Being able to 'NLQ query talk' to a cloud at its heartbeat to ascertain where to put or shift each workload is a huge advantage.

This will allow us to find the cheapest, most efficient, most suitable power for the application or database job in hand within acceptable limits for latency and data compliance.

AI is the second way

But, thankfully, human control and interaction with cloud computing system management functions only goes so far. We can also talk to clouds using automation in the form of Artificial Intelligence (AI) that is capable of learning what works best from historical transactional data and log file analytics.

Talking to a cloud through implementation of AI intelligence means we humans effectively stay silent, but the conversation itself is still very much there.

In this case, an AI engine is directed to engage in with a customer's cloud deployment in order to learn the cyclicality of the firm's use case scenarios, while it also looks to identify spikes, peaks and troughs.

If we build this type of AI control brain correctly (remember, it's still just software code), we can start to finesse its neural power outwards to incorporate events, seasons, stock prices etc. outside of the customer's smaller universe of operational data.

Modelling third base

Thirdly, we can be slightly less esoteric and also 'talk cloud' via the data model that we establish to govern our cloud deployment from the outset.
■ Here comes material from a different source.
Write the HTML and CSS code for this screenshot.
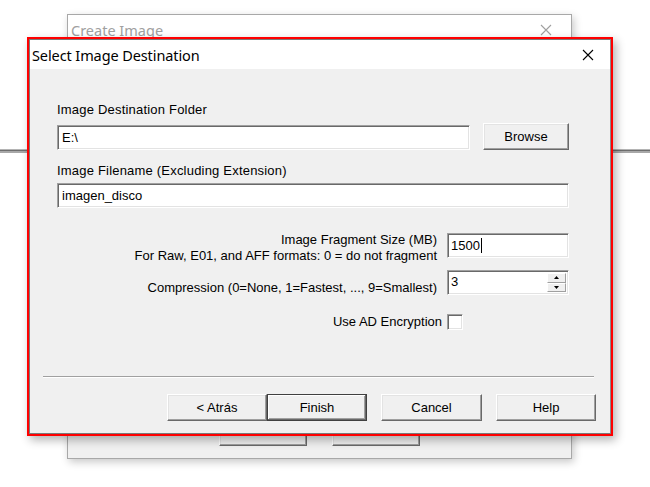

Data models are an essentially abstract organisation of the elements and objects that go to make up an application or database structure and the relationships that they should have when they are allowed to run and execute.

If we're talking about having 'cloud conversations' as we are here, then the data model could perhaps be likened to the lexicon of language that is available to us. We can't start asking questions outside that language set until we extend the model itself.

Crossed lines & chatter?

As we said at the outset, we might think about using some or indeed all of these methods to talk to cloud instances and work out how to best manage our use of available.

Theoretically, if the architecture and engineering is correct, then there should be no danger of crossed lines and chatter is we talk to clouds via more than one channel.

That being said, the option to combine, corral and coalesce all cloud talk channels into a single interface will help avoid any too many cooks scenarios.... and this is certainly a current trend in cloud management circles.